The challenge, experts argue, lies in finding a balance between maintaining essential programs and ensuring fiscal sustainability.
Frequently Asked Questions:
What does the $3.3 billion federal deficit mean?
It means the government spent $3.3 billion more than it collected in revenues during April to June.
How does this deficit compare to last year?
The deficit increased from $2.9 billion last year to $3.3 billion this year, showing a deeper shortfall.
Why did revenues rise despite a deficit?
Revenues grew mainly from tariffs on U.S. goods and higher corporate and personal income tax collections.
What caused government spending to rise?
Program expenses jumped by $5 billion (4.6%), mainly due to higher public service and social program costs.
Did Canada’s debt costs go up or down?
Debt charges fell by $100 million (0.6%), as lower treasury bill rates offset higher bond interest costs.
What happened to net actuarial losses?
They dropped by $900 million (46.8%), easing some long-term financial pressure.
How are tariffs helping government revenue?
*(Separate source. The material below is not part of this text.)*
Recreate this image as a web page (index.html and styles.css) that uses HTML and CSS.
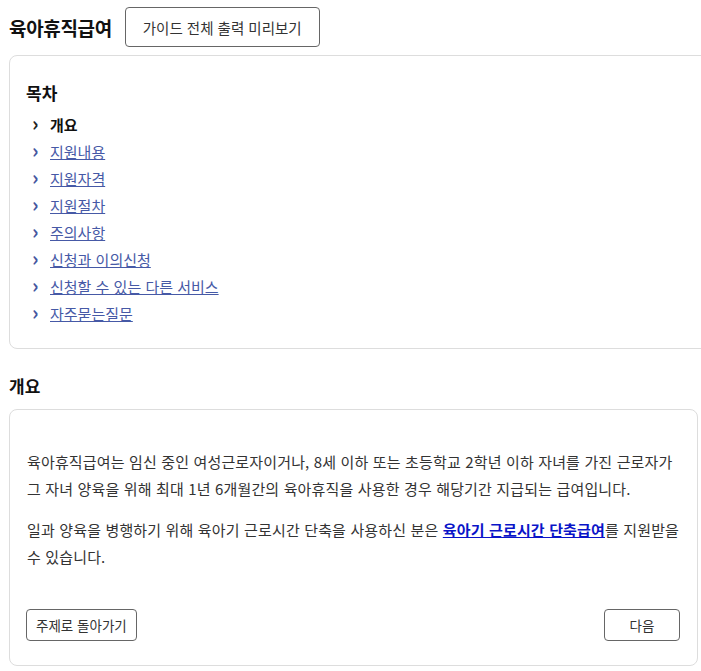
FILE: index.html
```html
<!DOCTYPE html>
<html lang="ko">
<head>
    <meta charset="UTF-8">
    <meta name="viewport" content="width=device-width, initial-scale=1.0">
    <title>육아휴직급여</title>
    <link rel="stylesheet" href="styles.css">
</head>
<body>
    <div class="page">
        <header class="guide-header">
            <h1>육아휴직급여</h1>
            <button class="btn btn-print" type="button">가이드 전체 출력 미리보기</button>
        </header>

        <!-- 목차 -->
        <nav class="toc">
            <h2>목차</h2>
            <ul>
                <li class="current"><span class="chev">&#x203A;</span>개요</li>
                <li><span class="chev">&#x203A;</span><a href="#">지원내용</a></li>
                <li><span class="chev">&#x203A;</span><a href="#">지원자격</a></li>
                <li><span class="chev">&#x203A;</span><a href="#">지원절차</a></li>
                <li><span class="chev">&#x203A;</span><a href="#">주의사항</a></li>
                <li><span class="chev">&#x203A;</span><a href="#">신청과 이의신청</a></li>
                <li><span class="chev">&#x203A;</span><a href="#">신청할 수 있는 다른 서비스</a></li>
                <li><span class="chev">&#x203A;</span><a href="#">자주묻는질문</a></li>
            </ul>
        </nav>

        <!-- 개요 -->
        <section class="section">
            <h2 class="section-title">개요</h2>
            <div class="card">
                <p>육아휴직급여는 임신 중인 여성근로자이거나, 8세 이하 또는 초등학교 2학년 이하 자녀를 가진 근로자가 그 자녀 양육을 위해 최대 1년 6개월간의 육아휴직을 사용한 경우 해당기간 지급되는 급여입니다.</p>
                <p>일과 양육을 병행하기 위해 육아기 근로시간 단축을 사용하신 분은 <a class="strong-link" href="#">육아기 근로시간 단축급여</a>를 지원받을 수 있습니다.</p>
                <div class="card-nav">
                    <button class="btn" type="button">주제로 돌아가기</button>
                    <button class="btn btn-next" type="button">다음</button>
                </div>
            </div>
        </section>
    </div>
</body>
</html>
```

FILE: styles.css
```css
* {
    margin: 0;
    padding: 0;
    box-sizing: border-box;
}

body {
    font-family: "Noto Sans CJK KR", "Noto Sans", sans-serif;
    background-color: #fff;
    color: #222;
    overflow: hidden;
}

.page {
    padding: 7px 0 0 9px;
}

.guide-header {
    display: flex;
    align-items: center;
    gap: 13px;
    margin-bottom: 8px;
}

h1 {
    font-size: 19px;
    font-weight: 700;
    letter-spacing: -0.35px;
    color: #111;
}

.btn {
    background: #fff;
    border: 1px solid #666;
    border-radius: 4px;
    font-family: inherit;
    font-size: 13.5px;
    color: #333;
    height: 32px;
    padding: 0 9px;
    cursor: pointer;
}

.btn-print {
    height: 40px;
    padding: 0 17px;
    font-size: 14.5px;
}

.btn-next {
    width: 76px;
}

.toc {
    width: 720px;
    border: 1px solid #ddd;
    border-radius: 8px;
    padding: 24px 16px 21px;
}

.toc h2 {
    font-size: 17px;
    font-weight: 700;
    color: #111;
    margin-bottom: 6px;
}

.toc ul {
    list-style: none;
    padding-left: 6px;
}

.toc li {
    display: flex;
    align-items: center;
    height: 27px;
    font-size: 15px;
}

.toc .chev {
    display: inline-block;
    width: 18px;
    font-size: 20px;
    font-weight: 700;
    color: #44559e;
    line-height: 1;
    margin-top: -3px;
}

.toc li.current {
    font-weight: 700;
    color: #111;
}

.toc li.current .chev {
    color: #222;
}

.toc a {
    color: #4659a6;
}

.section {
    margin-top: 24px;
    width: 689px;
}

.section-title {
    font-size: 17px;
    font-weight: 700;
    color: #111;
    margin-bottom: 11px;
}

.card {
    border: 1px solid #ddd;
    border-radius: 8px;
    padding: 38px 17px 24px;
}

.card p {
    font-size: 15px;
    line-height: 27px;
    letter-spacing: 0.15px;
    color: #333;
    margin-bottom: 14px;
}

.strong-link {
    color: #0a14c8;
    font-weight: 700;
}

.card-nav {
    display: flex;
    justify-content: space-between;
    margin: 39px 0 0 -1px;
}
```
Counter-tariffs on American goods generated extra income, though experts warn they are not a permanent solution.
Conclusion
Canada’s $3.3 billion deficit from April to June highlights the growing tension between rising revenues and even faster-rising expenses. While customs duties, corporate taxes, and income tax collections provided a welcome boost, the sharp increase in program spending has widened the gap. Debt charges showed only modest relief, and tariff-driven revenues remain uncertain for the long term. For Canadians, the message is clear: the deficit is manageable now but unsustainable if trends continue. Policymakers must strike a careful balance—supporting essential programs while maintaining fiscal discipline. The first-quarter results serve as both a warning and an opportunity: with prudent planning, Canada can strengthen its economic foundation, but without it, rising debt may limit future choices.